The ongoing conversation about how investors should be treated is an embarrassment to the investment industry.

The issue is centered on the rights of investors. How should people who invest their life savings be treated by their investment advisors?

On one side, there is the regulatory body that proposes financial advisors act in the “best interest” of their clients. On the other side, the large companies that make millions of dollars in their wealth management divisions complain a “best interest” standard is not possible.

In the middle of this debate, and in most cases oblivious that the conversation continues, is the investor.

The Ontario Securities Commission has proposed a new rule that would require financial advisors to better serve their clients. Specifically, all recommendations made by advisors must be in the “best interest” of their clients.
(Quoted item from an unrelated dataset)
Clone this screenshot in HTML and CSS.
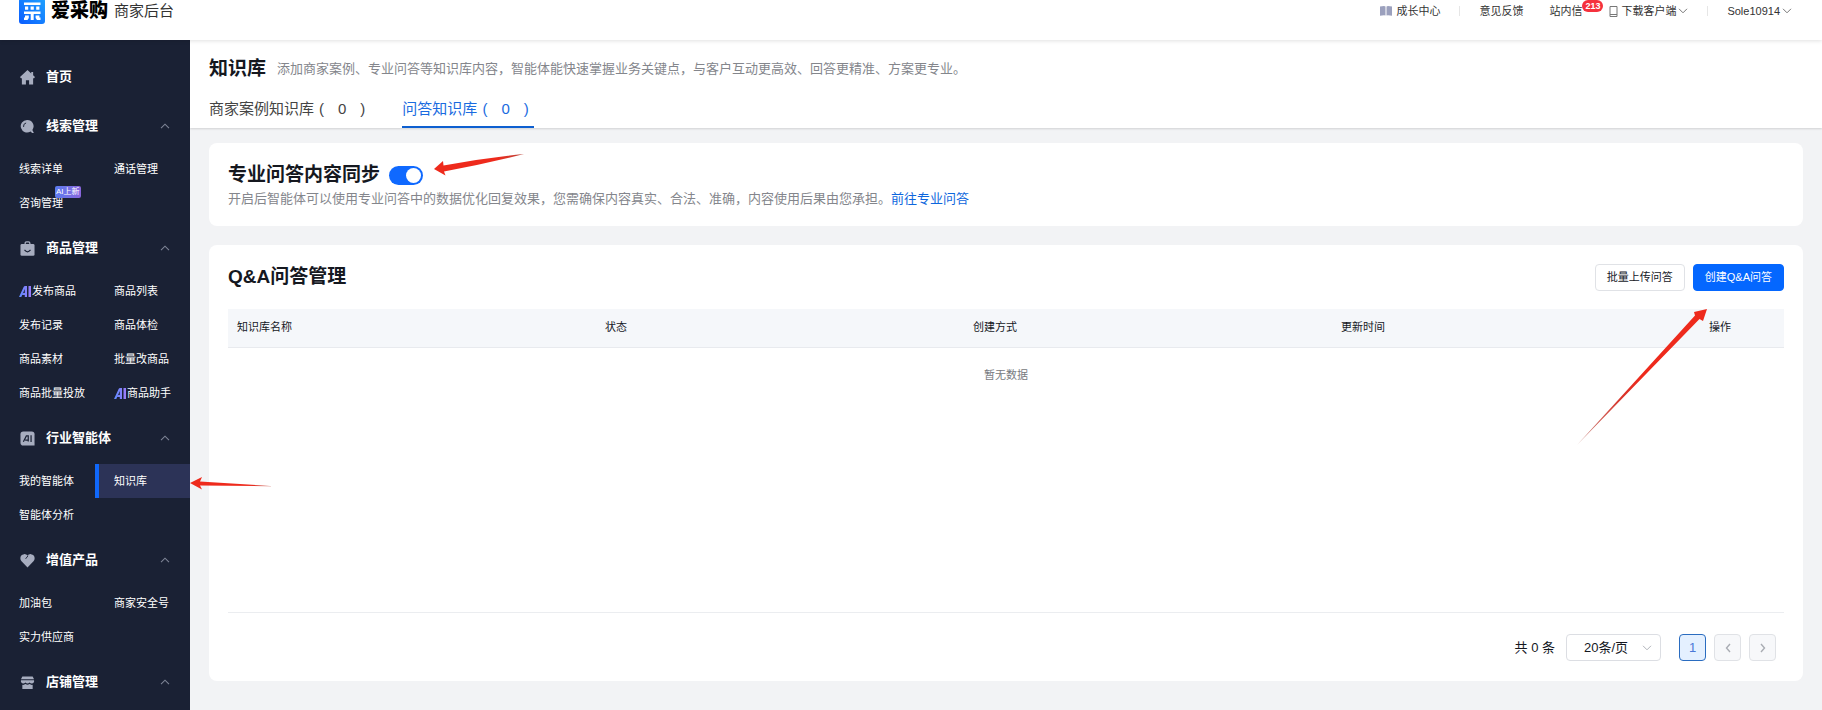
FILE: index.html
```html
<!DOCTYPE html>
<html lang="zh-CN">
<head>
<meta charset="utf-8">
<title>爱采购 商家后台 - 知识库</title>
<link rel="stylesheet" href="styles.css">
</head>
<body>
<svg class="defs" aria-hidden="true">
  <defs>
    <linearGradient id="ai-fill" x1="0" y1="0" x2="1" y2="0"><stop offset="0" stop-color="#5d8bff"/><stop offset="1" stop-color="#9b7bfa"/></linearGradient>
    <linearGradient id="logo-fill" x1="0" y1="1" x2="1" y2="0"><stop offset="0" stop-color="#0a5cff"/><stop offset="1" stop-color="#1fa2ff"/></linearGradient>
    <linearGradient id="tail-left" x1="1" y1="0" x2="0" y2="0"><stop offset="0" stop-color="#b8463c"/><stop offset=".3" stop-color="#ee2a1c"/></linearGradient>
    <linearGradient id="tail-diag" x1="0" y1="1" x2="1" y2="0"><stop offset="0" stop-color="#c98a84"/><stop offset=".35" stop-color="#d8342a"/><stop offset=".5" stop-color="#ee2a1c"/></linearGradient>
    <symbol id="ai" viewBox="0 0 12 11"><path d="M0 11 4.500 1.200Q5 0 6.200 0H8v11H5.800V9H3.200l1-2h1.600V3L2.300 11zM9.500 0H12v11H9.500z" fill="url(#ai-fill)"/></symbol>
    <symbol id="up" viewBox="0 0 10 6"><path d="M1 5.200 5 1.200l4 4" fill="none" stroke="currentColor" stroke-width="1.100"/></symbol>
    <symbol id="down" viewBox="0 0 10 6"><path d="M1 .8 5 4.800l4-4" fill="none" stroke="currentColor" stroke-width="1"/></symbol>
  </defs>
</svg>

<header class="topbar">
  <a class="brand" href="#">
    <svg class="brand-mark" viewBox="0 0 26 26" aria-hidden="true">
      <rect width="26" height="26" rx="3" fill="url(#logo-fill)"/>
      <path d="M5 4.500h16.500v2.500H5zM6 8.500h3.200v3.300H6zM11.600 8.500h3.200v3.300h-3.200zM17.200 8.500h3.200v3.300h-3.200zM5 13.500h16.500v2.500H5zM11.700 16h3v6h-3zM6 17.500h3.800V20L8.500 22H5v-2.500h1zM16.600 17.500h3.800v2h1.100V22H18l-1.400-2z" fill="#fff"/>
    </svg>
    <span class="brand-name">爱采购</span>
    <span class="brand-sub">商家后台</span>
  </a>
  <nav class="tools">
    <a class="tool" href="#"><svg class="book" viewBox="0 0 12 10" aria-hidden="true"><path d="M0 .5 4 0l1.500.6v9L4 9.300l-4 .5zM12 .5 8 0 6.500.6v9L8 9.300l4 .5z" fill="#9ba0bd"/></svg>成长中心</a>
    <span class="rule"></span>
    <a class="tool" href="#">意见反馈</a>
    <a class="tool inbox" href="#">站内信<span class="count">213</span></a>
    <a class="tool client" href="#"><svg class="phone" viewBox="0 0 9 11" aria-hidden="true"><path d="M1 .5h7v10H1zM1 8.500h7" fill="none" stroke="#777"/></svg>下载客户端<svg class="caret"><use href="#down"/></svg></a>
    <span class="rule"></span>
    <a class="tool user" href="#">Sole10914<svg class="caret"><use href="#down"/></svg></a>
  </nav>
</header>

<div class="shell">
  <nav class="sidebar">
    <a class="home" href="#"><svg class="glyph" viewBox="0 0 16 16" aria-hidden="true"><path d="M8 0 12 3.600V2h2v3.500l2 2-1 1.200h-1V15.500H9.700V11H6.300v4.500H2V8.700H1L0 7.500z" fill="currentColor"/></svg>首页</a>

    <section class="group">
      <button class="group-head" type="button"><svg class="glyph" viewBox="0 0 16 16" aria-hidden="true"><path d="M7.500 1a6.700 6.700 0 1 0 3.800 12.200l1.600 1.600h1.900l-1.600-3.200A6.700 6.700 0 0 0 7.500 1z" fill="currentColor"/><path d="M3.800 8.500A3.800 3.800 0 0 1 6.500 4.200" fill="none" stroke="#1a2134"/></svg>线索管理<svg class="fold"><use href="#up"/></svg></button>
      <div class="links">
        <a href="#">线索详单</a><a href="#">通话管理</a>
        <a class="tagged" href="#">咨询管理<span class="tag">AI上新</span></a>
      </div>
    </section>

    <section class="group">
      <button class="group-head" type="button"><svg class="glyph" viewBox="0 0 16 16" aria-hidden="true"><path d="M5.500 4V2.500q0-1.500 1.500-1.500h2q1.500 0 1.500 1.500V4" fill="none" stroke="currentColor" stroke-width="1.400"/><rect x=".5" y="3.300" width="15" height="12.500" rx="1.500" fill="currentColor"/><path d="M4.800 9.500q3.200 4 6.400 0" fill="none" stroke="#1a2134" stroke-width="1.300"/></svg>商品管理<svg class="fold"><use href="#up"/></svg></button>
      <div class="links">
        <a href="#"><svg class="ai"><use href="#ai"/></svg>发布商品</a><a href="#">商品列表</a>
        <a href="#">发布记录</a><a href="#">商品体检</a>
        <a href="#">商品素材</a><a href="#">批量改商品</a>
        <a href="#">商品批量投放</a><a href="#"><svg class="ai"><use href="#ai"/></svg>商品助手</a>
      </div>
    </section>

    <section class="group">
      <button class="group-head" type="button"><svg class="glyph" viewBox="0 0 16 16" aria-hidden="true"><path d="M3.500.5h9q3 0 3 3v12h-12q-3 0-3-3v-9q0-3 3-3z" fill="currentColor"/><path d="M3.600 11.500 6.800 5.300h2v6M5.500 9.800h3M11.800 4.600v7" fill="none" stroke="#1a2134" stroke-width="1.300"/></svg>行业智能体<svg class="fold"><use href="#up"/></svg></button>
      <div class="links">
        <a href="#">我的智能体</a><a class="current" href="#" aria-current="page">知识库</a>
        <a href="#">智能体分析</a>
      </div>
    </section>

    <section class="group">
      <button class="group-head" type="button"><svg class="glyph" viewBox="0 0 16 16" aria-hidden="true"><path d="M8 15.500 1.400 8.600C-.6 6 .3 1.500 4.300 1.200 6 1.100 7.300 2 8 3c.7-1 2-1.900 3.700-1.800 4 .3 4.900 4.800 2.900 7.400z" fill="currentColor"/><path d="M8.500 3 6 6.200" stroke="#1a2134" stroke-width="1"/></svg>增值产品<svg class="fold"><use href="#up"/></svg></button>
      <div class="links">
        <a href="#">加油包</a><a href="#">商家安全号</a>
        <a href="#">实力供应商</a>
      </div>
    </section>

    <section class="group">
      <button class="group-head" type="button"><svg class="glyph" viewBox="0 0 16 16" aria-hidden="true"><path d="M2.500 1.500h11l1.500 3H1zM1 5.500h14v2q-1.200 1.600-2.500 1.600T10.200 8Q9.200 9 8 9T5.800 8Q4.800 9.100 3.500 9.100T1 7.500z" fill="currentColor"/><path d="M2.500 10.500q2 .3 3.300-.8Q8 11 10.200 9.700q1.300 1.100 3.300.8v4.500h-11z" fill="currentColor"/></svg>店铺管理<svg class="fold"><use href="#up"/></svg></button>
    </section>
    <svg class="arrow arrow-nav" viewBox="0 0 84 16" aria-hidden="true"><path d="M0 7 12 1 10 5.500 84 10.200 10 9.500l2 4z" fill="url(#tail-left)"/></svg>
  </nav>

  <main class="content">
    <div class="pagehead">
      <div class="heading">
        <h1>知识库</h1>
        <p>添加商家案例、专业问答等知识库内容，智能体能快速掌握业务关键点，与客户互动更高效、回答更精准、方案更专业。</p>
      </div>
      <div class="tabs" role="tablist">
        <button class="tab" type="button" role="tab" aria-selected="false"><span>商家案例知识库</span><span class="num"><span>(</span><span>0</span><span>)</span></span></button>
        <button class="tab active" type="button" role="tab" aria-selected="true"><span>问答知识库</span><span class="num"><span>(</span><span>0</span><span>)</span></span></button>
      </div>
    </div>

    <section class="card sync">
      <div class="sync-row">
        <h2><label for="sync">专业问答内容同步</label></h2>
        <input class="switch" id="sync" type="checkbox" role="switch" checked>
        <svg class="arrow arrow-sync" viewBox="0 0 90 24" aria-hidden="true"><path d="M0 16 9 8 9.500 12.500Q50 5 90 1 50 11 10 18.500l1.500 4z" fill="url(#tail-left)"/></svg>
      </div>
      <p>开启后智能体可以使用专业问答中的数据优化回复效果，您需确保内容真实、合法、准确，内容使用后果由您承担。<a href="#">前往专业问答</a></p>
    </section>

    <section class="card manage">
      <div class="manage-head">
        <h2>Q&amp;A问答管理</h2>
        <div class="actions">
          <button class="btn" type="button">批量上传问答</button>
          <button class="btn primary" type="button">创建Q&amp;A问答</button>
        </div>
      </div>
      <div class="table-area">
        <table>
          <thead><tr><th>知识库名称</th><th>状态</th><th>创建方式</th><th>更新时间</th><th class="ops">操作</th></tr></thead>
          <tbody><tr><td colspan="5">暂无数据</td></tr></tbody>
        </table>
        <svg class="arrow arrow-create" viewBox="0 0 130 136" aria-hidden="true"><path d="M130 0 126 12 122.500 10 0 136 118 6.500 117 3z" fill="url(#tail-diag)"/></svg>
      </div>
      <div class="pager">
        <span>共 0 条</span>
        <div class="size">
          <select aria-label="每页条数"><option>20条/页</option></select>
          <svg class="caret"><use href="#down"/></svg>
        </div>
        <button class="page on" type="button">1</button>
        <button class="page" type="button" aria-label="上一页"><svg viewBox="0 0 6 10"><path d="M5 1 1.500 5 5 9" fill="none" stroke="currentColor" stroke-width="1.400"/></svg></button>
        <button class="page" type="button" aria-label="下一页"><svg viewBox="0 0 6 10"><path d="M1 1l3.500 4L1 9" fill="none" stroke="currentColor" stroke-width="1.400"/></svg></button>
      </div>
    </section>
  </main>
</div>
</body>
</html>
```

FILE: styles.css
```css
* { box-sizing: border-box; }
body {
  margin: 0;
  min-height: 100vh;
  display: flex;
  flex-direction: column;
  background: #f2f3f5;
  color: #15181f;
  font: 11px/16px "Liberation Sans", "Noto Sans CJK SC", sans-serif;
}
html { overflow: hidden; }
a { color: inherit; text-decoration: none; }
button, input, select { font: inherit; color: inherit; margin: 0; }
button { cursor: pointer; padding: 0; border: 0; background: none; }
h1, h2, p { margin: 0; }
h1, h2 { font-size: 19px; line-height: 28px; font-weight: 600; }
.defs { position: absolute; width: 0; height: 0; }

.topbar {
  position: relative;
  z-index: 2;
  display: flex;
  justify-content: space-between;
  align-items: flex-start;
  height: 40px;
  padding: 0 30px 0 19px;
  background: #fff;
  box-shadow: 0 1px 4px rgba(0, 0, 0, .12);
}
.brand { display: flex; align-items: center; height: 22px; }
.brand-mark { width: 26px; height: 26px; flex: none; }
.brand-name { margin-left: 6px; font-size: 19px; font-weight: 900; color: #000; }
.brand-sub { margin-left: 6px; font-size: 15px; color: #333; }
.tools { display: flex; align-items: center; height: 22px; color: #333; }
.tool { display: flex; align-items: center; position: relative; }
.rule { width: 1px; height: 10px; margin: 0 19px; background: #e6e6e6; }
.book { width: 12px; height: 10px; margin-right: 4px; }
.inbox { margin-left: 26px; }
.count {
  position: absolute;
  left: 100%;
  top: -3px;
  padding: 0 3px;
  border-radius: 6px;
  background: #f5313d;
  color: #fff;
  font-size: 9px;
  line-height: 12px;
  font-weight: 700;
}
.client { margin-left: 27px; }
.phone { width: 9px; height: 11px; margin-right: 3px; }
.caret { width: 10px; height: 6px; margin-left: 2px; color: #777; }

.shell { display: flex; flex: 1; }
.sidebar {
  position: relative;
  flex: none;
  width: 190px;
  padding-top: 14px;
  background: #1a2134;
  color: #fff;
}
.home, .group-head {
  display: flex;
  align-items: center;
  width: 100%;
  padding: 0 20px;
  font-size: 13px;
  font-weight: 700;
  text-align: left;
}
.home { height: 46px; }
.group-head { height: 52px; }
.glyph { width: 15px; height: 15px; margin-right: 11px; color: #a7adbf; }
.fold { width: 10px; height: 6px; margin-left: auto; color: #7e8496; }
.links { display: grid; grid-template-columns: 1fr 1fr; padding-bottom: 2px; }
.links a {
  display: flex;
  align-items: center;
  height: 34px;
  padding-left: 19px;
  position: relative;
  white-space: nowrap;
}
.links .current { padding-left: 15px; border-left: 4px solid #1068fa; background: #2c3357; }
.ai { width: 12px; height: 11px; margin-right: 1px; }
.tag {
  position: absolute;
  left: 55px;
  top: 0;
  padding: 0 1px;
  border-radius: 2px;
  background: linear-gradient(90deg, #5b7cf0, #8a66dc);
  font-size: 8px;
  line-height: 12px;
}

.content { flex: 1; min-width: 0; }
.pagehead {
  padding: 15px 19px 0;
  background: #fff;
  box-shadow: 0 1px 2px rgba(0, 0, 0, .14);
}
.heading { display: flex; align-items: center; gap: 11px; }
.heading p, .sync p { font-size: 13px; line-height: 20px; color: #84868c; }
.tabs { display: flex; gap: 32px; margin-top: 7px; }
.tab {
  display: flex;
  height: 38px;
  padding-top: 8px;
  border-bottom: 2px solid transparent;
  font-size: 15px;
  line-height: 22px;
  color: #444;
}
.tab .num { display: flex; gap: 14px; padding: 0 5px; }
.tab.active { color: #1a6be0; border-color: #0d5fd0; }

.card { margin: 15px 19px 0; padding: 0 19px; border-radius: 8px; background: #fff; }
.sync { padding-top: 18px; padding-bottom: 18px; }
.sync-row { position: relative; display: flex; align-items: center; gap: 9px; }
.switch {
  appearance: none;
  width: 34px;
  height: 19px;
  padding: 2px;
  border-radius: 10px;
  background: #0f69ff;
  display: flex;
  justify-content: flex-end;
}
.switch::before { content: ""; width: 15px; height: 15px; border-radius: 50%; background: #fff; }
.sync p { line-height: 19px; }
.sync p a { color: #0d66dd; }

.manage { margin-top: 19px; padding-bottom: 20px; }
.manage-head { display: flex; justify-content: space-between; align-items: center; padding: 18px 0; }
.actions { display: flex; gap: 8px; }
.btn {
  height: 27px;
  padding: 0 11px;
  border: 1px solid #e0e2e6;
  border-radius: 4px;
  background: #fff;
}
.btn.primary { border-color: #0467ff; background: #0467ff; color: #fff; }
.table-area { position: relative; min-height: 304px; border-bottom: 1px solid #ebedf0; }
table { width: 100%; border-collapse: collapse; table-layout: fixed; }
th {
  height: 38px;
  padding: 0 9px 1px;
  border-bottom: 1px solid #e8eaee;
  background: #f5f7fa;
  font-weight: 400;
  text-align: left;
}
.ops { width: 84px; }
td { height: 56px; padding: 0; text-align: center; color: #777a80; }
.pager {
  display: flex;
  justify-content: flex-end;
  align-items: center;
  gap: 8px;
  padding: 21px 8px 0 0;
  font-size: 13px;
}
.size { position: relative; margin: 0 10px 0 3px; }
.size select {
  appearance: none;
  display: block;
  width: 95px;
  height: 27px;
  padding: 0 17px;
  border: 1px solid #dcdee3;
  border-radius: 4px;
  background: #fff;
}
.size .caret { position: absolute; right: 9px; top: 11px; color: #b0b3ba; }
.page {
  display: flex;
  align-items: center;
  justify-content: center;
  width: 27px;
  height: 27px;
  border: 1px solid #e0e2e6;
  border-radius: 4px;
  background: #f7f8fa;
  color: #a9acb3;
}
.page svg { width: 6px; height: 10px; }
.page.on { border-color: #2a6cc0; background: #e4f0ff; color: #4a78d8; }

.arrow { position: absolute; z-index: 3; overflow: visible; pointer-events: none; }
.arrow-nav { left: 100%; top: 436px; width: 84px; height: 16px; }
.arrow-sync { left: 206px; top: -8px; width: 90px; height: 24px; }
.arrow-create { right: 77px; top: 0; width: 130px; height: 136px; }
```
Currently, high standard of care is not required. At present advisors are only required to make “suitable” investment recommendations. The two different standards might sound similar however, they are not.

A “suitable” investment recommendation in my opinion is a very lame standard. It just means a recommendation is not unsuitable.

That allows a lot of leeway for an advisor to make any number of investment recommendations.

The gold-standard of care from an advisor is when they put their client’s interests first. That is very simple; do what is best for your client or suffer the consequences.

There was a roundtable discussion in Toronto where industry participants voiced their opinions. One opinion came from the head of the wealth management compliance department of one of the largest Canadian banks.

He said it would be unclear how financial firms could implement new regulatory standards. He went on to say these new “best interest” standards could jeopardize the existing model of providing financial advice.

Respectfully, and in my opinion, I think that comment is totally absurd. Canada’s big banks pride themselves on being global leaders and they have had success in operating their businesses in an increasingly complex, global financial marketplace.

Implementing a “best interest” standard is not a life-changing event for the financial services industry. Doctors, lawyers, accountants, and many other professions have a fiduciary obligation to provide what is best for their clients and are able to deliver that high standard. When required, the professional organizations that govern their members have been able to discipline members who don’t conform.

In summary, clients of those professions have the comfort of knowing that their best interests will be served.

This lopsided conversation about whether deciding for once and for all to do what is right for the client has gone on far too long. It is time for the regulatory bodies that control the financial services industry to increase the standard of care for investor clients.

My opinion is to end this endless debate and have the regulatory bodies mandate a “best interest” standard to protect individual investors.